4. “It won’t hurt, I promise”
They need to get a shot from the doctor, but they are
screaming and you want the screaming to stop so they can get the shot. However,
they are screaming because they know you are lying. You said it wouldn’t hurt
the first time they got shots. They know better. They learned from the pain
that you lied. Don’t lie. Let them know it will be a small poke, a little pain,
but then its over and they get a sucker. Explain that they need the shot, for
whatever health reason. Don’t be a liar. This one will quickly make you the bad
guy because if you tell them it won’t hurt and hurts immensely you are the one
to blame. The reality is that shots do hurt, but the pain does go away, so lead
with that bit of truth and you will find them trusting you more, not less.
5. “You are the best artist, great job on your painting!”
Don’t bother praising your child when you aren’t sincere.
Believe it or not, kids are not as gullible as you think. They can pick up on
tone of voice, body language, and know when you aren’t completely being
truthful. Instead, you can praise their creativity or the ingenuity in their
work. Praise them for something you believe is true about their work and
abilities, not an end product that is just mediocre.
6. “Its bed time!”
Its only 7:30 and not really time for bed, since you know
their actual bedtime is 8:00. Simple solution: “its time to start getting ready
for bed”. Words matter. You may have meant that its time to get ready for bed,
but what you said was that “its bedtime”. Once they begin to tell time, you
want to make sure you are saying what you mean and mean what you say. Its all
about maintaining the trust between you and your child. It may be a little
white lie, but lies upon lies mount up to become bigger trust issues.
7. “I don’t know what happened to your artwork that was
hanging on the fridge.”
You know what happened to it because you threw it away. You
can’t keep every piece of artwork because you simply don’t have the space to
keep all of it. The best solution is to explain this to your child. Show them
the drawer or bin where you do keep the best or most meaningful pieces that
they make. They can put things there if they want to make sure they are saved.
If the bin gets full, then its time for them to help sort through and recycle
the pieces that they no longer want to keep. This gives them responsibility over
their artwork, and it also makes you an honest parent.
8. “I will be there in a minute.”
Yes, your intention is good. You do want to be there to tuck
them in or to help them with their project or whatever it may be. However, you
are paying bills and want to finish up what you are doing. Then tell them just
that. Tell them that you need to finish paying bills and then you can come to
help them. Don’t lie by saying it is a minute, because it may be longer, and
the more the time passes before you come to them then the more it makes you out
to be a liar. Avoid the lie, by simply telling the truth and being specific.
9. “I am going to leave this house without you.”

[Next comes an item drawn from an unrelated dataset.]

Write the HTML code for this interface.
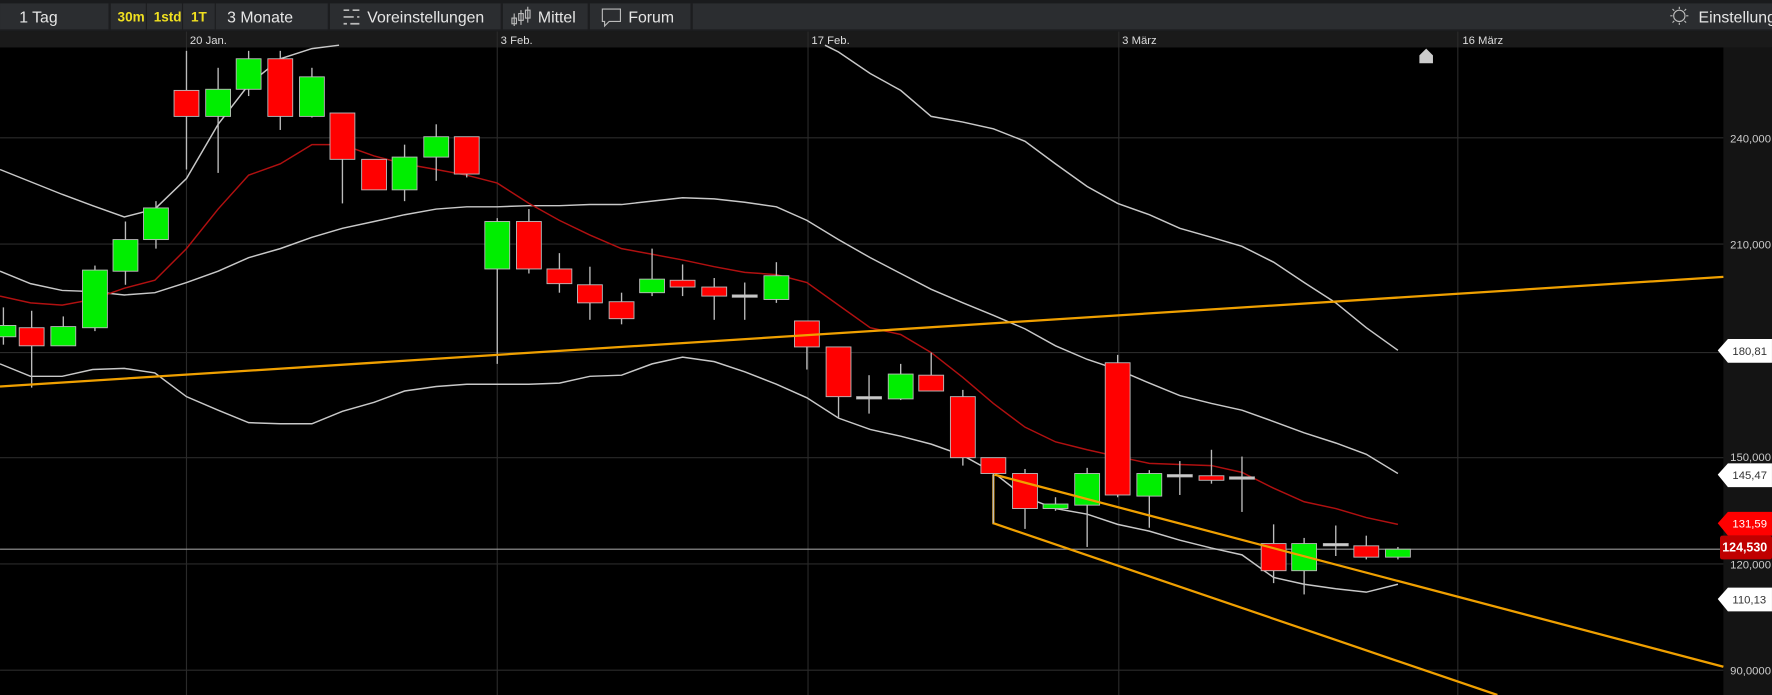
<!DOCTYPE html>
<html><head><meta charset="utf-8">
<style>
html,body{margin:0;padding:0;background:#000;overflow:hidden}
svg{display:block}
text{font-family:"Liberation Sans",sans-serif}
</style></head>
<body>
<svg id="s" width="1772" height="695" viewBox="0 0 1568 615" xmlns="http://www.w3.org/2000/svg">
<rect width="1568" height="615" fill="#000"/>
<rect x="0" y="0" width="1568" height="28" fill="#2b2d30"/>
<rect x="0" y="0" width="1568" height="3" fill="#1a1b1d"/>
<rect x="0" y="26" width="1568" height="2" fill="#1c1d1f"/>
<g fill="#1c1d1f">
<rect x="96" y="3" width="2" height="24"/><rect x="129" y="3" width="1" height="24"/><rect x="161" y="3" width="1" height="24"/>
<rect x="190" y="3" width="1" height="24"/><rect x="290" y="3" width="2" height="24"/><rect x="443" y="3" width="2" height="24"/>
<rect x="520" y="3" width="2" height="24"/><rect x="611" y="3" width="2" height="24"/>
</g>
<g font-size="14" fill="#e6e6e6">
<text x="17" y="20">1 Tag</text>
<text x="201" y="20">3 Monate</text>
<text x="325" y="20">Voreinstellungen</text>
<text x="476" y="20">Mittel</text>
<text x="556" y="20">Forum</text>
<text x="1503" y="20">Einstellung</text>
</g>
<g font-size="12" font-weight="bold" fill="#f0e020">
<text x="104" y="19">30m</text><text x="136" y="19">1std</text><text x="169" y="19">1T</text>
</g>
<g stroke="#bbb" stroke-width="1.5" fill="none">
<path d="M304 9h14M304 15h14M304 21h14"/>
</g>
<g fill="#2b2d30"><rect x="309" y="7" width="3" height="4"/><rect x="313" y="13" width="3" height="4"/><rect x="307" y="19" width="3" height="4"/></g>
<g stroke="#bbb" stroke-width="1" fill="none">
<path d="M455 12v11M461 9v13M467 6v14"/>
<rect x="453" y="16" width="4" height="5"/><rect x="459" y="12" width="4" height="6"/><rect x="465" y="9" width="4" height="7"/>
<path d="M533 8h16v11h-10l-4 4v-4h-2z"/>
<circle cx="1486" cy="14" r="5"/>
<path d="M1486 6v2M1486 20v2M1478 14h2M1492 14h2M1480 8l1.5 1.5M1490.5 18.5l1.5 1.5M1480 20l1.5-1.5M1490.5 9.5l1.5-1.5"/>
</g>
<rect x="0" y="28" width="1568" height="14" fill="#1a1a1a"/>
<g font-size="10" fill="#ddd">
<text x="168" y="39">20 Jan.</text><text x="443" y="39">3 Feb.</text><text x="718" y="39">17 Feb.</text><text x="993" y="39">3 März</text><text x="1294" y="39">16 März</text>
</g>
<rect x="1525" y="42" width="43" height="573" fill="#141414"/>
<g stroke="#2a2a2a" stroke-width="1">
<path d="M165 28v587M440 28v587M715 28v587M990 28v587M1290 28v587"/>
<path d="M0 122h1525M0 216h1525M0 312h1525M0 405h1525M0 499h1525M0 593h1525"/>
</g>
<g id="c"></g>
<g font-size="10" fill="#ccc">
<text x="1531" y="126">240,000</text><text x="1531" y="220">210,000</text><text x="1531" y="408">150,000</text><text x="1531" y="503">120,000</text><text x="1531" y="597">90,0000</text>
</g>
<g id="tags"></g>
<path d="M1256 56v-7l6-6 6 6v7z" fill="#ccc"/>
</svg>
<script>
var NS="http://www.w3.org/2000/svg",g=document.getElementById("c");
function el(t,a,p){var e=document.createElementNS(NS,t);for(var k in a)e.setAttribute(k,a[k]);(p||g).appendChild(e);return e;}
function pl(pts,col,w){el("polyline",{points:pts.map(function(p){return p.join(",")}).join(" "),fill:"none",stroke:col,"stroke-width":w||1.3});}
el("line",{x1:0,y1:486,x2:1525,y2:486,stroke:"#999","stroke-width":1});
pl([[0,150],[55,172],[82,182],[110,192],[137,185],[165,158],[193,110],[220,75],[248,52],[276,43],[300,40]],"#c8c8c8");
pl([[730,40],[742,46],[770,65],[797,80],[824,103],[852,108],[879,114],[907,125],[934,145],[962,165],[989,180],[1017,190],[1044,202],[1072,210],[1099,218],[1127,232],[1154,250],[1182,268],[1209,290],[1237,310]],"#c8c8c8");
pl([[0,240],[27,251],[55,257],[82,258],[110,261],[137,259],[165,250],[193,240],[220,228],[248,220],[276,210],[303,202],[331,196],[358,190],[386,185],[413,183],[440,183],[468,182],[495,182],[522,181],[550,181],[577,178],[604,175],[632,176],[659,179],[687,183],[714,195],[742,212],[770,228],[797,242],[824,256],[852,268],[879,279],[907,291],[934,306],[962,318],[989,327],[1017,339],[1044,350],[1072,357],[1099,363],[1127,373],[1154,383],[1182,392],[1209,402],[1237,419]],"#c8c8c8");
pl([[0,322],[27,333],[55,333],[82,327],[110,326],[137,330],[165,351],[193,363],[220,374],[248,375],[276,375],[303,364],[331,356],[358,346],[386,342],[413,340],[440,340],[468,340],[495,339],[522,333],[550,332],[577,322],[604,316],[632,320],[659,329],[687,340],[714,352],[742,370],[770,380],[797,386],[824,393],[852,403],[879,418],[907,440],[934,450],[962,455],[989,464],[1017,470],[1044,478],[1072,485],[1099,491],[1127,511],[1154,517],[1182,521],[1209,524],[1237,517]],"#c8c8c8");
pl([[0,262],[27,268],[55,270],[82,265],[110,255],[137,248],[165,220],[193,185],[220,155],[248,145],[276,128],[303,128],[331,138],[358,145],[386,150],[413,155],[440,162],[468,180],[495,195],[522,208],[550,220],[577,225],[604,230],[632,236],[659,241],[687,243],[714,250],[742,270],[770,290],[797,296],[824,312],[852,334],[879,357],[907,378],[934,391],[962,398],[989,404],[1017,410],[1044,411],[1072,412],[1099,418],[1127,432],[1154,444],[1182,450],[1209,458],[1237,464]],"#b01010");
var C=[[3,288,298,272,305,"g"],[28,290,306,275,343,"r"],[56,289,306,280,306,"g"],[84,239,290,235,293,"g"],[111,212,240,196,252,"g"],[138,184,212,178,220,"g"],[165,80,103,45,150,"r"],[193,79,103,60,153,"g"],[220,52,79,45,85,"g"],[248,52,103,45,115,"r"],[276,68,103,60,104,"g"],[303,100,141,100,180,"r"],[331,141,168,141,168,"r"],[358,139,168,128,178,"g"],[386,121,139,110,160,"g"],[413,121,154,121,157,"r"],[440,196,238,193,322,"g"],[468,196,238,185,242,"r"],[495,238,251,224,259,"r"],[522,252,268,236,283,"r"],[550,267,282,259,287,"r"],[577,247,259,220,262,"g"],[604,248,254,234,262,"r"],[632,254,262,246,283,"r"],[659,261,263,250,283,"d"],[687,244,265,232,268,"g"],[714,284,307,284,327,"r"],[742,307,351,307,370,"r"],[769,351,353,332,366,"d"],[797,331,353,322,354,"g"],[824,332,346,312,346,"r"],[852,351,405,345,412,"r"],[879,405,419,405,464,"r"],[907,419,450,415,468,"r"],[934,446,450,440,452,"g"],[962,419,447,414,484,"g"],[989,321,438,314,440,"r"],[1017,419,439,416,467,"g"],[1044,420,422,408,438,"d"],[1072,421,425,398,428,"r"],[1099,422,424,404,453,"d"],[1127,481,505,464,516,"r"],[1154,481,505,476,526,"g"],[1182,481,483,465,492,"d"],[1209,483,493,474,495,"r"],[1237,486,493,484,495,"g"]];
C.forEach(function(c){
 el("line",{x1:c[0],y1:c[3],x2:c[0],y2:c[4],stroke:"#bbb","stroke-width":1.2});
 var f=c[5]=="g"?"#00ee00":c[5]=="r"?"#ff0000":"#ccc";
 el("rect",{x:c[0]-11,y:c[1],width:22,height:Math.max(c[2]-c[1],2),fill:f,stroke:"#bbb","stroke-width":0.8});
});
el("line",{x1:0,y1:342,x2:1525,y2:245,stroke:"#f0a000","stroke-width":2});
el("line",{x1:880,y1:420,x2:1525,y2:590,stroke:"#f0a000","stroke-width":2});
el("path",{d:"M879 420V463L1325 615",fill:"none",stroke:"#f0a000","stroke-width":2});
el("line",{x1:879,y1:420,x2:879,y2:463,stroke:"#bbb","stroke-width":1.2});
var T=document.getElementById("tags");
[[310,"180,81","#fff","#333",false],[420,"145,47","#fff","#333",false],[463,"131,59","#ff0000","#fff",false],[484,"124,530","#c00000","#fff",true],[530,"110,13","#fff","#333",false]].forEach(function(t){
 if(t[4]) el("rect",{x:1522,y:t[0]-10,width:46,height:21,rx:2,fill:t[2]},T);
 else el("path",{d:"M1520 "+t[0]+"l9 -10h39v21h-39z",fill:t[2]},T);
 var tx=el("text",{x:t[4]?1524:1533,y:t[0]+4,"font-size":t[4]?11:10,fill:t[3],"font-weight":t[4]?"bold":"normal"},T);tx.textContent=t[1];
});
</script>
</body></html>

Instead of using a scare tactic, use specific and realistic
consequences to move them into action. You can say “if you don’t have your
shoes on and are ready to get into the car within 5 minutes, then you will lose
your TV privileges for the evening.” Be sure to follow through with the
consequences every time. You will find you have a child who listens to you
because of what you say, not because they are scared into action, but because
your words have weight.
10. “We don’t have enough money to xxx.”
Instead of lying, explain it to your child on their level.
Tell them you all want to go on vacation so we can’t go to the movies and
sometimes do other things. Help them
understand that sometimes to do something really special and fun, it involves
sacrifice. Not only are you teaching them a valuable life lesson, but you are
also not making yourself a liar.
Compared to lying, knowing the truth is the best way for
your kids to learn and grow
1. Learning about the consequences of bad behavior is the
quickest way to correct them.
If your child throws a fit at the checkout every time you go
shopping because they want candy so you say “I will get it for you next time”,
you are setting yourself up for failure in the future. Eventually the child
will realize you say this every time so they will continue throwing fits and
their behavior can escalate.
Be honest, and have consequences for their fit throwing.
With this in mind you need to have a solution ready for the next time you are
at the checkout. Perhaps before you enter the store you have a chat with your
child on their level explaining that fit throwing will not be accepted.
Let your child know there is a specific punishment if a fit
is thrown in the store, such as no TV time for the rest of that day. They may
still throw the fit, but when you follow through with that punishment they will
learn quickly that their actions do have consequences, because you will follow
through on your word. Your words have the power to make you a parent who is
trustworthy or not and the development of this trust starts during early
childhood.
2. It’s better to learn from honest comments than to avoid
disappointments.
It is better to be honest and disappoint your child and they
perhaps suffer small disappointments along the way, rather than damaging the
relationship you have with that child long term. Trust is the foundation of
that long term relationship. When you miss your child’s soccer game because you
were having dinner with a friend and the game slipped your mind. Instead of
being honest you tell your child “I am sorry I had to miss the soccer game, I
had an important work meeting I couldn’t miss”.
These are the sort of white lies that create distrust over
time, as the child will figure things out and realize you are lying. Perhaps
you run into that friend with your child and they say how great it was to have
that meal together and catch up. Your child now knows you lied. You are caught.
Wouldn’t it have been better to tell the truth? Of course, so make it a habit
of telling the truth even if it may be slightly uncomfortable or painful for
you or the child. Trust is the most important foundation in the relationship,
so don’t damage it when you can simply be honest and truthful in all things.
You should have simply told your child “I am so sorry I
didn’t make it to the game, I was having dinner with a friend and I simply
forgot about the game. I will make an effort to be at the next one because I
feel bad I missed the game”. Being truthful is always best. You gain
credibility with your honesty, even if you are admitting a fault. Psychology
Today discussed this topic of parents lying to avoid disappointment and stated
the following:
The reality is that children can deal with almost any
disappointment if provided parental support. It works the other way as well
whereby if children are repeatedly lied to by parents they begin to doubt and
distrust even the simplest realities.
Be honest, don’t lie, as it damages the child’s ability to
trust you in the future. Little trust leads to bigger trust. If your child
can’t trust you in the small issues, how are they going to trust you with the
big issues, such as drug use or sex. All parents want their children to have
open lines of communication and trust with their child, but many greatly
diminish that trust relationship during early childhood because of the little
lies told during those formative years.